34. The land adjudication act stipulates the procedure for handling land adjudication matters. Section 29 of the Land Adjudication Act provides as follows:
(1) Any person who is aggrieved by the determination of an objection under section 26 of this Act may, within sixty days after the date of the determination, appeal against the determination to the Minister by—
(a) delivering to the Minister an appeal in writing specifying the grounds of appeal; and
(b) sending a copy of the appeal to the Director of Land Adjudication,and the Minister shall determine the appeal and make such order thereon as he thinks just and the order shall be final.
35. The plaintiff has relied on two authorities which according to him grant the court the power to entertain a suit filed by way of plaint seeking declaratory orders against the decision of the minister. The first case relied upon is Jamin Kiombe Lidodo Vs Emily Jerono Kiomber & another  eKLR by Justice Munyao Sila where he dismissed a preliminary objection which challenged the approach of filing a plaint seeking declaratory orders against the decision of the Land Dispute Tribunal. The preliminary objection had sought that such suit ought to be filed by way of Judicial review as opposed to a plaint.
36. I have looked at the decision which was a ruling on two preliminary objections and I have come across the judgment in the same suit by Justice A. Ombwayo, who in dismissing the suit by the plaintiff, was of the view that the approach in challenging the decision by the land dispute tribunal should be way of Judicial review. The judge in the case of Jamin Kiombe Lidodo v Emily Jerono Kiombe & another (on behalf of Soy Land Disputes Tribunal and District Land Registrar, Uasin Gishu)  eKLR after considering the substantive suit held as follows that
“It is clear from the foregoing that after adoption by the Magistrate’s court, the award of the Tribunal becomes a judgment of the court that can only be challenged by way of an appeal to the Appeals’ Committee and subsequent appeal to the High Court or by Judicial Review. The plaintiff in this case did not challenge the decision of the Tribunal and its adoption in accordance with the Land Disputes Tribunal Act or by way of Judicial Review. That is the only known procedure for challenging the said decision”.

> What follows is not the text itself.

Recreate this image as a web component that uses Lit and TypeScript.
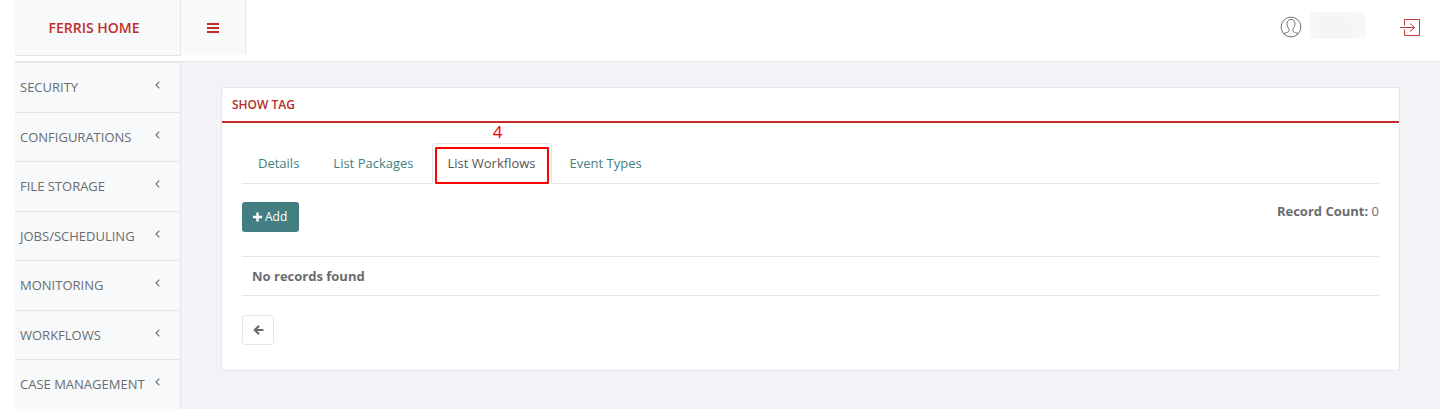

37. I have also seen an application for review filed in the same suit on claim that there is an error on the face of the record in view of the findings by Justice A. Ombwayo via a vis the earlier ruling by Justice Munyao Sila. That application for review was dismissed and the court was of the view that an appeal instead ought to have been preferred as opposed to the application for review. I have not seen any appeal in the matter and to me the decision in the ruling as relied upon by the plaintiff is not binding, the court having made a different determination in the judgment.
38. The court of appeal case in Nicholas Njeru Vs Attorney General & 8 others has also been relied upon. I have looked at the decision as well and I am of the view that the court was in essence just affirming the jurisdiction of the high court to grant declaratory orders.

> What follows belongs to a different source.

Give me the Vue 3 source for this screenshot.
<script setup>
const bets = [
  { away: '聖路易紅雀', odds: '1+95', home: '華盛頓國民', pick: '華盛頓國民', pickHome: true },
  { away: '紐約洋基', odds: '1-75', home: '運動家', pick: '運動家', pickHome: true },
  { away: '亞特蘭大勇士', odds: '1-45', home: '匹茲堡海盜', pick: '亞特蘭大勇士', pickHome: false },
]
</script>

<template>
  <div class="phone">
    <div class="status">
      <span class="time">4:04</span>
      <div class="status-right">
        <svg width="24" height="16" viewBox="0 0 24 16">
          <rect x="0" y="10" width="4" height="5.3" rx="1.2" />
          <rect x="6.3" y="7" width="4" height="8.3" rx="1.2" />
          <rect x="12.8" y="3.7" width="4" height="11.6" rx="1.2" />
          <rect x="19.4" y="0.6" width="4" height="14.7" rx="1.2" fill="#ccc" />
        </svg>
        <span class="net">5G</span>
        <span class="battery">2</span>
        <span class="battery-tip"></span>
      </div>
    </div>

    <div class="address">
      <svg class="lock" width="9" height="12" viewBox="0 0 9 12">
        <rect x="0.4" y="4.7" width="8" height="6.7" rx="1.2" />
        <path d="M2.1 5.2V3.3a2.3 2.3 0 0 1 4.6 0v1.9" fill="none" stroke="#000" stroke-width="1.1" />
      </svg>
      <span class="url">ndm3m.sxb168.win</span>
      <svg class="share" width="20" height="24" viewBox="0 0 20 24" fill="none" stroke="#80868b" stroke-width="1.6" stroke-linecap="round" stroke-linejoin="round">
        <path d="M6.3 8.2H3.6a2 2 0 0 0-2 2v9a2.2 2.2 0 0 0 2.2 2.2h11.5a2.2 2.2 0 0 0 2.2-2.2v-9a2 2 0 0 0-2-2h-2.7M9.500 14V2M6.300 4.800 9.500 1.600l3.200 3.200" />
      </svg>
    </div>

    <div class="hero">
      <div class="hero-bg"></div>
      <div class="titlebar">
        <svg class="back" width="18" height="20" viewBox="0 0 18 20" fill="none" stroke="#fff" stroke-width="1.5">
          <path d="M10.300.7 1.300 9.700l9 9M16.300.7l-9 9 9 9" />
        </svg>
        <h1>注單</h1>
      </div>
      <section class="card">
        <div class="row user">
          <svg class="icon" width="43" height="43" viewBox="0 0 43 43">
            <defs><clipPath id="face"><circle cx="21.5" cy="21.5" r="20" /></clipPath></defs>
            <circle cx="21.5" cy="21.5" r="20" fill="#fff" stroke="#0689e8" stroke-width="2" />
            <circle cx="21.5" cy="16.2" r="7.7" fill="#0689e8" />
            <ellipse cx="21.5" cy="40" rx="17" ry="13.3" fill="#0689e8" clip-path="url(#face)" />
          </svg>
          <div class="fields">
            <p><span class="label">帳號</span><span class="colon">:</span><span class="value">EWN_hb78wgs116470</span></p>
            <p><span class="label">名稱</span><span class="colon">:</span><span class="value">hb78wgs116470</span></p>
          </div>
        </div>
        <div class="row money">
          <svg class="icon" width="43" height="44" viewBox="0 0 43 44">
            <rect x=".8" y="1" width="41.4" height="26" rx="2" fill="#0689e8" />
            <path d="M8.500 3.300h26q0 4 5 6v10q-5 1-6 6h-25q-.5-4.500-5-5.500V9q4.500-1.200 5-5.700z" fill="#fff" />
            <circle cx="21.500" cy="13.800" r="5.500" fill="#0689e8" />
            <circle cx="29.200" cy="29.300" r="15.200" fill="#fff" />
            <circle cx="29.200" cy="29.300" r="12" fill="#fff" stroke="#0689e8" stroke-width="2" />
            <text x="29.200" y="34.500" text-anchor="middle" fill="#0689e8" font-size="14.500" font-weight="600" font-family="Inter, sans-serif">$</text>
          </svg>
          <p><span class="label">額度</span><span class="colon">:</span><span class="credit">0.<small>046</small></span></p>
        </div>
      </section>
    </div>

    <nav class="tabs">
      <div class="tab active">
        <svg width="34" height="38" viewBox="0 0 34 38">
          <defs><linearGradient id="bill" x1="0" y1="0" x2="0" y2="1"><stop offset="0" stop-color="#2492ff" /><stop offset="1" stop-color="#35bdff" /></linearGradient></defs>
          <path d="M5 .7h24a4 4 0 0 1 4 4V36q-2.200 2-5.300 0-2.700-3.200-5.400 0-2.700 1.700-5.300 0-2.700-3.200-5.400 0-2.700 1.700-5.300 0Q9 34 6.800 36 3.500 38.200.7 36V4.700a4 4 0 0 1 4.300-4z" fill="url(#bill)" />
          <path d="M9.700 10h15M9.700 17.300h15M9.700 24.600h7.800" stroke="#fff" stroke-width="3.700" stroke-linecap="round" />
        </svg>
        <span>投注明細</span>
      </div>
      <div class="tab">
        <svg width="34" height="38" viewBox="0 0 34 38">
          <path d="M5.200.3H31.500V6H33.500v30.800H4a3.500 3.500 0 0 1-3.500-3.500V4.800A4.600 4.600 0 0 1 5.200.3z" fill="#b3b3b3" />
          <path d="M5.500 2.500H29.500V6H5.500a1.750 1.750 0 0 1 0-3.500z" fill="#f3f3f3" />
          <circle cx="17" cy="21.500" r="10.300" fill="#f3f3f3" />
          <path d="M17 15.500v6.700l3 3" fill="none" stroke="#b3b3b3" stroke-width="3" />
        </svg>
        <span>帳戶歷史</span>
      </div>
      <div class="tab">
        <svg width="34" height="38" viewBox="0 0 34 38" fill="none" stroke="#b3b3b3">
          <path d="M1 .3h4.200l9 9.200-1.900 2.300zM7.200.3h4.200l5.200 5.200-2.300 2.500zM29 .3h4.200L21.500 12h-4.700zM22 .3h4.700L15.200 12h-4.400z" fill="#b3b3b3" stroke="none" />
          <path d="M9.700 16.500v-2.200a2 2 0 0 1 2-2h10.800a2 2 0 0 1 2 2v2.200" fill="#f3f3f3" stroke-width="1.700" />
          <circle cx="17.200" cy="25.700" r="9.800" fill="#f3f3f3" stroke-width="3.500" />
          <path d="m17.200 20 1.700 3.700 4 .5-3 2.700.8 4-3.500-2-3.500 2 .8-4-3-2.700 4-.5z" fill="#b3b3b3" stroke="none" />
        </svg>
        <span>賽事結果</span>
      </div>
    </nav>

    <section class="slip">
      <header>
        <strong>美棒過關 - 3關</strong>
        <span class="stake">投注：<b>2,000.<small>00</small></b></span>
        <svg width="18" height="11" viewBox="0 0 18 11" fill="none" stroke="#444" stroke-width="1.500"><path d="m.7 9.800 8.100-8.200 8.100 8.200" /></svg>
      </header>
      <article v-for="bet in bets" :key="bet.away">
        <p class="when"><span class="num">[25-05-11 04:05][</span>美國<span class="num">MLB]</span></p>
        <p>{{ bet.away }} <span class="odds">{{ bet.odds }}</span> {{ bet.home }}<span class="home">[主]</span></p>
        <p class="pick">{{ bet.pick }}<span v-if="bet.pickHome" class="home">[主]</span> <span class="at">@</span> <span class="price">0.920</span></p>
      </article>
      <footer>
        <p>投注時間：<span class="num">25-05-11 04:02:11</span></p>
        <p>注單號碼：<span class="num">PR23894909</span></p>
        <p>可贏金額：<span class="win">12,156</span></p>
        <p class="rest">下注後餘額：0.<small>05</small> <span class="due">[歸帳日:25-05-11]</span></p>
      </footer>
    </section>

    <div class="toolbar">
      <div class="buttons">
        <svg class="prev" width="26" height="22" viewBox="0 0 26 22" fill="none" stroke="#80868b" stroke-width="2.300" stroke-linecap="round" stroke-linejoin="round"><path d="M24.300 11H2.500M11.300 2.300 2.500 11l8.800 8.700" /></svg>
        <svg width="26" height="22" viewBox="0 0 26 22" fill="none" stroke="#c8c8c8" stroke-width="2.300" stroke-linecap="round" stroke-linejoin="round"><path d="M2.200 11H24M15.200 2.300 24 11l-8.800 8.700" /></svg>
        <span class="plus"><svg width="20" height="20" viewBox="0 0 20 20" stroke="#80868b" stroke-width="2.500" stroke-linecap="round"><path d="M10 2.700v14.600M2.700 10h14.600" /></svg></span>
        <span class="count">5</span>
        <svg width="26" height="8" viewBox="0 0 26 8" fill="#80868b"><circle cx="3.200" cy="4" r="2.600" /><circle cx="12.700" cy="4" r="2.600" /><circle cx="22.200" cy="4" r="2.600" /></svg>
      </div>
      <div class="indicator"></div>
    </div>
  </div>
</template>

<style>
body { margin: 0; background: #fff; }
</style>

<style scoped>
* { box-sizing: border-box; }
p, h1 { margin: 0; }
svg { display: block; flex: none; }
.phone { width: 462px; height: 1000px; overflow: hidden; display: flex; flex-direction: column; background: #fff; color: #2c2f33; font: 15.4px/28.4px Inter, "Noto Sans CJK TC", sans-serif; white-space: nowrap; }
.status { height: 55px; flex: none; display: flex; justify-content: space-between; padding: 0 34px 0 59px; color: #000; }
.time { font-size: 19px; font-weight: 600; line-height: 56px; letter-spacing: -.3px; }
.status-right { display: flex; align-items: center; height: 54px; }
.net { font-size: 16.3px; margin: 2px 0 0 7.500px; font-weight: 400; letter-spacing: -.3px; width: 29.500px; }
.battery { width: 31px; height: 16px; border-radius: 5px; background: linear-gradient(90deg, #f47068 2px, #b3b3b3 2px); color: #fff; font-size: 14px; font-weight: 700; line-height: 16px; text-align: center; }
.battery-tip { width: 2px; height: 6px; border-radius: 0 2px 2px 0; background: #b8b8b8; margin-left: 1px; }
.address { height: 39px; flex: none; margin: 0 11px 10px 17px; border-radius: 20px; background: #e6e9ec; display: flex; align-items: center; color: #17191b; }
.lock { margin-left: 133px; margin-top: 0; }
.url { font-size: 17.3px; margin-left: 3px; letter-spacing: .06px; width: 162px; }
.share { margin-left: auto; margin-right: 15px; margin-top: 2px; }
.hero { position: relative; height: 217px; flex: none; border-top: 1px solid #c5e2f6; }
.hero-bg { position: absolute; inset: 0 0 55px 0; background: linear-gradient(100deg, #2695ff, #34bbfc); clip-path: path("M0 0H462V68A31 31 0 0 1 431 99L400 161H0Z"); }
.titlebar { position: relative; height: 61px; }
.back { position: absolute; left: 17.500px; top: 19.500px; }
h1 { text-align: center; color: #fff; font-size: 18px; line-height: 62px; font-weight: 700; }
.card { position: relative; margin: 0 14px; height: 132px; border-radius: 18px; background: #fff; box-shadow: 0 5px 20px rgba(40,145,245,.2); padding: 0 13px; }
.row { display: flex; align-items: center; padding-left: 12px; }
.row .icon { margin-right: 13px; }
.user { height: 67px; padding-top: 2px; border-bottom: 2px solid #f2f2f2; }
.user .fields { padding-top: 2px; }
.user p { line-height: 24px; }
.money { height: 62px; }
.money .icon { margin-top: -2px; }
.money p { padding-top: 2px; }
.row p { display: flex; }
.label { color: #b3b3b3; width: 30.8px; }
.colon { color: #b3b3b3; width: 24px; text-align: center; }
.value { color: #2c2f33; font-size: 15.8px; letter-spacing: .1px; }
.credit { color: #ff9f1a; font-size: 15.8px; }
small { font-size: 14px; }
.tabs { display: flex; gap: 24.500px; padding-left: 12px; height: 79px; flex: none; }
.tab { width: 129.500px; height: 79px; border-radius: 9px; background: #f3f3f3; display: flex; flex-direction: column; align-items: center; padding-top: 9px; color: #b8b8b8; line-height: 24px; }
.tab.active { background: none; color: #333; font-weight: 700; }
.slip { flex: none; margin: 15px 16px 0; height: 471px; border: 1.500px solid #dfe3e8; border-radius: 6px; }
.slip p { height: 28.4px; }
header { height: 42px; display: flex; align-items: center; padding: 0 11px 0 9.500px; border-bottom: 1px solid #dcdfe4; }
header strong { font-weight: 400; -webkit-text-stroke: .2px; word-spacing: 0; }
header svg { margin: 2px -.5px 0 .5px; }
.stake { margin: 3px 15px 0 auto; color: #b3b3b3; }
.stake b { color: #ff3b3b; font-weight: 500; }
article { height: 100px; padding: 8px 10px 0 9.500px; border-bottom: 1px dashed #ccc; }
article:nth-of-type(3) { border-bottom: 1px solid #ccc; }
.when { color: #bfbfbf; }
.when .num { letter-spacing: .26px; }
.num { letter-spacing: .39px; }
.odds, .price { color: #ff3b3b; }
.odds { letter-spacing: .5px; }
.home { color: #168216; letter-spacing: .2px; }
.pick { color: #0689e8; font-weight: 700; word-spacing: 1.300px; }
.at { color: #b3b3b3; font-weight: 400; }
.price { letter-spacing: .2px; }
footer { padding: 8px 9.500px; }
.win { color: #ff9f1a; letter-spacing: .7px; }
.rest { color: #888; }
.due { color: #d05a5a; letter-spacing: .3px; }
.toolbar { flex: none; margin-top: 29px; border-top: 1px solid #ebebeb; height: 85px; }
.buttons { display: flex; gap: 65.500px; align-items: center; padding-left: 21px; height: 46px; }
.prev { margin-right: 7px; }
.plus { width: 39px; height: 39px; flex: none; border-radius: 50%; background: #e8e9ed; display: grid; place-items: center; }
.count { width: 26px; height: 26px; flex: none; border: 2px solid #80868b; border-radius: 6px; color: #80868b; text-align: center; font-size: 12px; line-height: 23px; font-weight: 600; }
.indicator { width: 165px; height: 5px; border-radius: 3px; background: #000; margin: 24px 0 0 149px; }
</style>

39. In the case of Vincent Narisa Krop & 3 others v Martin Semero Limakou & 12 others  eKLR the court stated as follows;
“The mandate of determining ownership of land in accordance with customary law at the land adjudication stage is therefore granted not to the courts but to the authorities vested with the power to determine customary ownership of land under the mechanisms set out in the Act. It is only through the mechanisms set out in the Act that the proper evidence of ownership can be adduced and the land awarded to the deserving persons. The appeal to the Minister is the final stage in the process. Decisions made at this stage should not be set aside easily; Save for judicial review orders to correct procedural defects in the proceedings leading to the Minister’s determination, the Minister’s decision is not appealable……”.
40. I wish to associate myself with the reasoning in the above case and the provisions of Section 29 of the Land Adjudication Act that the Minister’s decision is final. Counsels for the respondents have stated that the land adjudication process is quasi judicial and any challenge of the decision should be by way of judicial review. I agree with the respondents on this as the Fair Administrative Action Act has laid out the procedure, which is judicial review, that ought to be followed in challenging a decision by a quasi- judicial body. I find that the correct approach that should have been followed by the plaintiff in challenging the decision of the minister ought to have been by way of judicial review.
41. Having already made a finding that the plaintiff lacks locus standi and the approach of instituting the suit by way of plaint is not proper. I am inclined to allow the preliminary objection as prayed. I therefore dismiss the suit herein with costs to the defendants.
RULING DATED, SIGNED AND DELIVERED IN OPEN COURT AT EMBU THIS 9TH DAY OF DECEMBER, 2021
In the presence of Guantai for 1st defendant; Kimanzi for Andande for plaintiff, No appearance for Attorney General and in the absence of other defendants.